**DATA SECTION:**
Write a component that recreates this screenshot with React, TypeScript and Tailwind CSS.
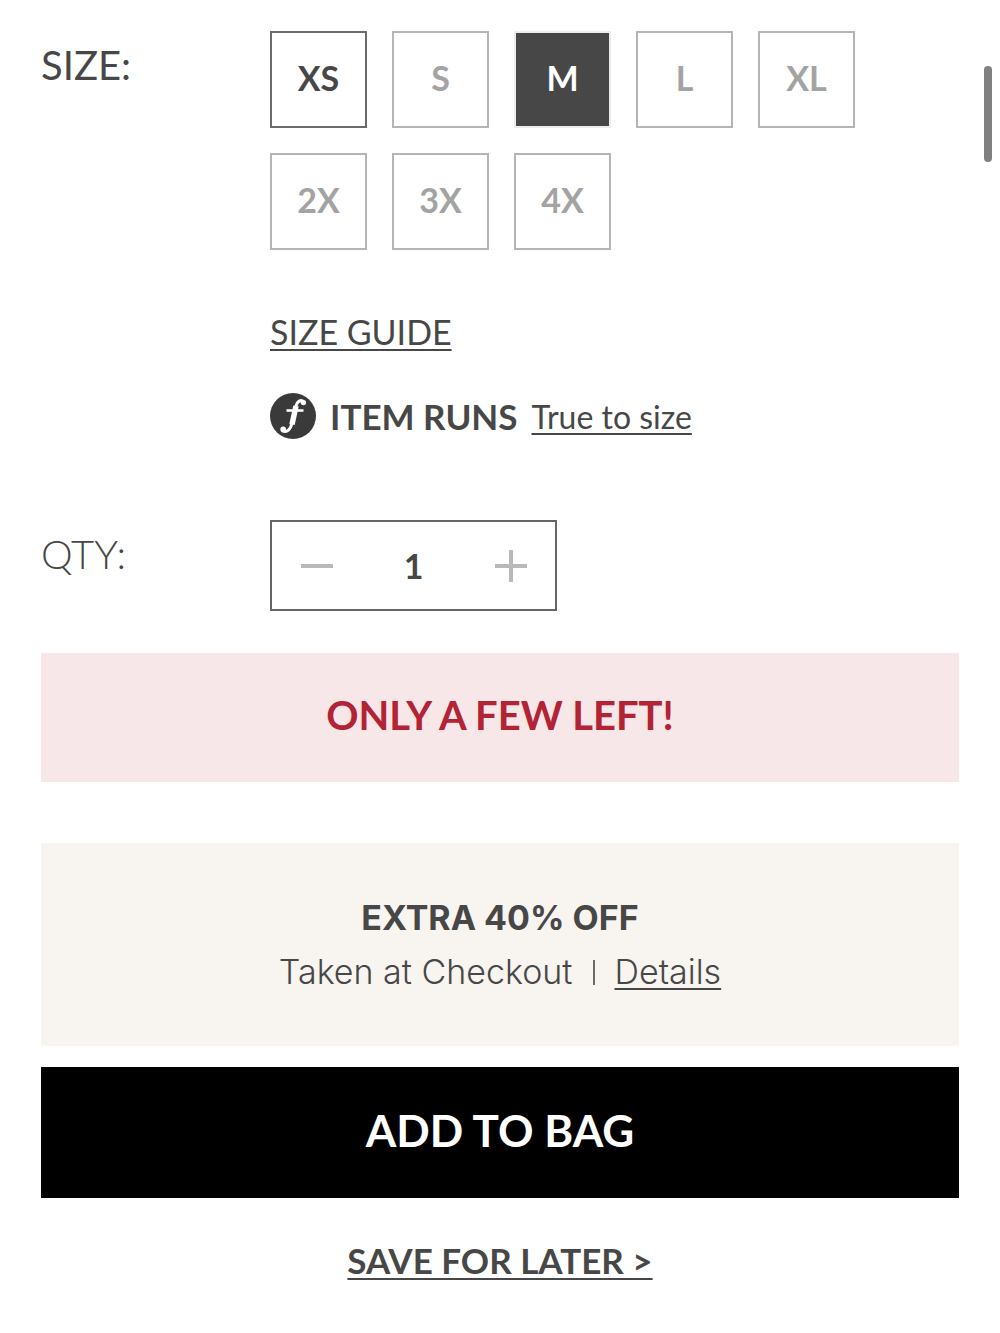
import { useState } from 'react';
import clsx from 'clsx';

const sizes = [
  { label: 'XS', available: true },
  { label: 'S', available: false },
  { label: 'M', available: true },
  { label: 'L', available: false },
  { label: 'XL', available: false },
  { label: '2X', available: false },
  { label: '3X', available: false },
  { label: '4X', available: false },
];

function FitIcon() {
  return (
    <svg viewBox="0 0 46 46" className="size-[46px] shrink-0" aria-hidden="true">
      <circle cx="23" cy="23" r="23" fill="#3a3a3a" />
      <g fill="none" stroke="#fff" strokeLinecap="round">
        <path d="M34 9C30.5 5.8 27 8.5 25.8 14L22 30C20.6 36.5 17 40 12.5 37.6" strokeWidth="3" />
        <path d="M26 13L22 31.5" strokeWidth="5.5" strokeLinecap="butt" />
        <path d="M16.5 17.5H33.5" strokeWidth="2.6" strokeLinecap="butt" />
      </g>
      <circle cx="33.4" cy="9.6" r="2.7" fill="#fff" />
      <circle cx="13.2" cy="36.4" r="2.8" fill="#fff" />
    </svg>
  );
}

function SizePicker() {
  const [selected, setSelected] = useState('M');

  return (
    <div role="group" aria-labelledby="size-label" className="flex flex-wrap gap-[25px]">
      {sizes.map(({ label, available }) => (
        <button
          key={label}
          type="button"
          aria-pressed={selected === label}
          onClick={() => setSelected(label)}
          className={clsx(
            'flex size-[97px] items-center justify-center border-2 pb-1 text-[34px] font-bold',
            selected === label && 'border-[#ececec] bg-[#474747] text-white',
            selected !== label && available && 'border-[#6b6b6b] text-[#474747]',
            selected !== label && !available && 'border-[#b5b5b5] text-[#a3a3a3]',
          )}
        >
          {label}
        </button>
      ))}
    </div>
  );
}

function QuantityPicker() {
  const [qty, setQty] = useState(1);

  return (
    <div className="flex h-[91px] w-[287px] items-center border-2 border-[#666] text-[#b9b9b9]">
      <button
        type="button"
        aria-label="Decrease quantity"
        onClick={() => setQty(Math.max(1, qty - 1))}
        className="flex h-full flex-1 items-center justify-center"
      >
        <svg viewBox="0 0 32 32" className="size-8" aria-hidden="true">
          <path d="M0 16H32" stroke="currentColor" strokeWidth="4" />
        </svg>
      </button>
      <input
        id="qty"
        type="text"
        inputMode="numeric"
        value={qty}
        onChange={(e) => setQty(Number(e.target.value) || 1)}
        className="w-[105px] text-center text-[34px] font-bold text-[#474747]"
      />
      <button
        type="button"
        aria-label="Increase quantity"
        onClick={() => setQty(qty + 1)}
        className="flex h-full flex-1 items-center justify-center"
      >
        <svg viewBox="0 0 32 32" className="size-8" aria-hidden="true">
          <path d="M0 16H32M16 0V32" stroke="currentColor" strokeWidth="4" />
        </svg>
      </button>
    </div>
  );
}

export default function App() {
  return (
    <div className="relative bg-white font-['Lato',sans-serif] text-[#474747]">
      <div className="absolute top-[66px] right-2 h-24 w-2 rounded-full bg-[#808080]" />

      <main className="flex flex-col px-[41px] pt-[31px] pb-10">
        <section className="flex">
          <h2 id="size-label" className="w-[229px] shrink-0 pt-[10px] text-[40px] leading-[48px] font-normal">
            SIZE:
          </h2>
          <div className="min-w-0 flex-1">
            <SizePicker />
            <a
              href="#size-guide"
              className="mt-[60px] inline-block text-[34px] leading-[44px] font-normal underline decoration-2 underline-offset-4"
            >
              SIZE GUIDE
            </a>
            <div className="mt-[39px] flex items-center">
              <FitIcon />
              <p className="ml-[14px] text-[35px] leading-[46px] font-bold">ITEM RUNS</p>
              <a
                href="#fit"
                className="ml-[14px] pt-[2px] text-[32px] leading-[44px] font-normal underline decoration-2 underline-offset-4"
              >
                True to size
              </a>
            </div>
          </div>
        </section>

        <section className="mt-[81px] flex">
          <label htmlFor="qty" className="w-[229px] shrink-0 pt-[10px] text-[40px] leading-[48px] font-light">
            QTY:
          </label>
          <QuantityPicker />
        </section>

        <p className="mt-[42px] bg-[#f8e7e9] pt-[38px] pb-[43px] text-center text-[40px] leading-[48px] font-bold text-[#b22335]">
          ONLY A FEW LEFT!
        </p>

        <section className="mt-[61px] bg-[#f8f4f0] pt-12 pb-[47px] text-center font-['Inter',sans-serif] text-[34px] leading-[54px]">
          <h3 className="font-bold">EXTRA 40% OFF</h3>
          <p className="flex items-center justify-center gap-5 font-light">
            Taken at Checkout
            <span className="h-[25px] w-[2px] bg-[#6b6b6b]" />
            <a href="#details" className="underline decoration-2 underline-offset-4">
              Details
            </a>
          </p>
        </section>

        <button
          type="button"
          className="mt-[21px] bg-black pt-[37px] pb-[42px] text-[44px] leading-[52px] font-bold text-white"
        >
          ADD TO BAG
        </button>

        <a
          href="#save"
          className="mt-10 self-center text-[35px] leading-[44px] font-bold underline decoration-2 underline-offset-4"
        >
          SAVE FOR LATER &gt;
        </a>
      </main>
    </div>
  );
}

**STATED GOAL:**
Reproduce the material word for word, minus the images.

**ANSWER TO THE TASK:**
Write a component that recreates this screenshot with React, TypeScript and Tailwind CSS.
import { useState } from 'react';
import clsx from 'clsx';

const sizes = [
  { label: 'XS', available: true },
  { label: 'S', available: false },
  { label: 'M', available: true },
  { label: 'L', available: false },
  { label: 'XL', available: false },
  { label: '2X', available: false },
  { label: '3X', available: false },
  { label: '4X', available: false },
];

function FitIcon() {
  return (
    <svg viewBox="0 0 46 46" className="size-[46px] shrink-0" aria-hidden="true">
      <circle cx="23" cy="23" r="23" fill="#3a3a3a" />
      <g fill="none" stroke="#fff" strokeLinecap="round">
        <path d="M34 9C30.5 5.8 27 8.5 25.8 14L22 30C20.6 36.5 17 40 12.5 37.6" strokeWidth="3" />
        <path d="M26 13L22 31.5" strokeWidth="5.5" strokeLinecap="butt" />
        <path d="M16.5 17.5H33.5" strokeWidth="2.6" strokeLinecap="butt" />
      </g>
      <circle cx="33.4" cy="9.6" r="2.7" fill="#fff" />
      <circle cx="13.2" cy="36.4" r="2.8" fill="#fff" />
    </svg>
  );
}

function SizePicker() {
  const [selected, setSelected] = useState('M');

  return (
    <div role="group" aria-labelledby="size-label" className="flex flex-wrap gap-[25px]">
      {sizes.map(({ label, available }) => (
        <button
          key={label}
          type="button"
          aria-pressed={selected === label}
          onClick={() => setSelected(label)}
          className={clsx(
            'flex size-[97px] items-center justify-center border-2 pb-1 text-[34px] font-bold',
            selected === label && 'border-[#ececec] bg-[#474747] text-white',
            selected !== label && available && 'border-[#6b6b6b] text-[#474747]',
            selected !== label && !available && 'border-[#b5b5b5] text-[#a3a3a3]',
          )}
        >
          {label}
        </button>
      ))}
    </div>
  );
}

function QuantityPicker() {
  const [qty, setQty] = useState(1);

  return (
    <div className="flex h-[91px] w-[287px] items-center border-2 border-[#666] text-[#b9b9b9]">
      <button
        type="button"
        aria-label="Decrease quantity"
        onClick={() => setQty(Math.max(1, qty - 1))}
        className="flex h-full flex-1 items-center justify-center"
      >
        <svg viewBox="0 0 32 32" className="size-8" aria-hidden="true">
          <path d="M0 16H32" stroke="currentColor" strokeWidth="4" />
        </svg>
      </button>
      <input
        id="qty"
        type="text"
        inputMode="numeric"
        value={qty}
        onChange={(e) => setQty(Number(e.target.value) || 1)}
        className="w-[105px] text-center text-[34px] font-bold text-[#474747]"
      />
      <button
        type="button"
        aria-label="Increase quantity"
        onClick={() => setQty(qty + 1)}
        className="flex h-full flex-1 items-center justify-center"
      >
        <svg viewBox="0 0 32 32" className="size-8" aria-hidden="true">
          <path d="M0 16H32M16 0V32" stroke="currentColor" strokeWidth="4" />
        </svg>
      </button>
    </div>
  );
}

export default function App() {
  return (
    <div className="relative bg-white font-['Lato',sans-serif] text-[#474747]">
      <div className="absolute top-[66px] right-2 h-24 w-2 rounded-full bg-[#808080]" />

      <main className="flex flex-col px-[41px] pt-[31px] pb-10">
        <section className="flex">
          <h2 id="size-label" className="w-[229px] shrink-0 pt-[10px] text-[40px] leading-[48px] font-normal">
            SIZE:
          </h2>
          <div className="min-w-0 flex-1">
            <SizePicker />
            <a
              href="#size-guide"
              className="mt-[60px] inline-block text-[34px] leading-[44px] font-normal underline decoration-2 underline-offset-4"
            >
              SIZE GUIDE
            </a>
            <div className="mt-[39px] flex items-center">
              <FitIcon />
              <p className="ml-[14px] text-[35px] leading-[46px] font-bold">ITEM RUNS</p>
              <a
                href="#fit"
                className="ml-[14px] pt-[2px] text-[32px] leading-[44px] font-normal underline decoration-2 underline-offset-4"
              >
                True to size
              </a>
            </div>
          </div>
        </section>

        <section className="mt-[81px] flex">
          <label htmlFor="qty" className="w-[229px] shrink-0 pt-[10px] text-[40px] leading-[48px] font-light">
            QTY:
          </label>
          <QuantityPicker />
        </section>

        <p className="mt-[42px] bg-[#f8e7e9] pt-[38px] pb-[43px] text-center text-[40px] leading-[48px] font-bold text-[#b22335]">
          ONLY A FEW LEFT!
        </p>

        <section className="mt-[61px] bg-[#f8f4f0] pt-12 pb-[47px] text-center font-['Inter',sans-serif] text-[34px] leading-[54px]">
          <h3 className="font-bold">EXTRA 40% OFF</h3>
          <p className="flex items-center justify-center gap-5 font-light">
            Taken at Checkout
            <span className="h-[25px] w-[2px] bg-[#6b6b6b]" />
            <a href="#details" className="underline decoration-2 underline-offset-4">
              Details
            </a>
          </p>
        </section>

        <button
          type="button"
          className="mt-[21px] bg-black pt-[37px] pb-[42px] text-[44px] leading-[52px] font-bold text-white"
        >
          ADD TO BAG
        </button>

        <a
          href="#save"
          className="mt-10 self-center text-[35px] leading-[44px] font-bold underline decoration-2 underline-offset-4"
        >
          SAVE FOR LATER &gt;
        </a>
      </main>
    </div>
  );
}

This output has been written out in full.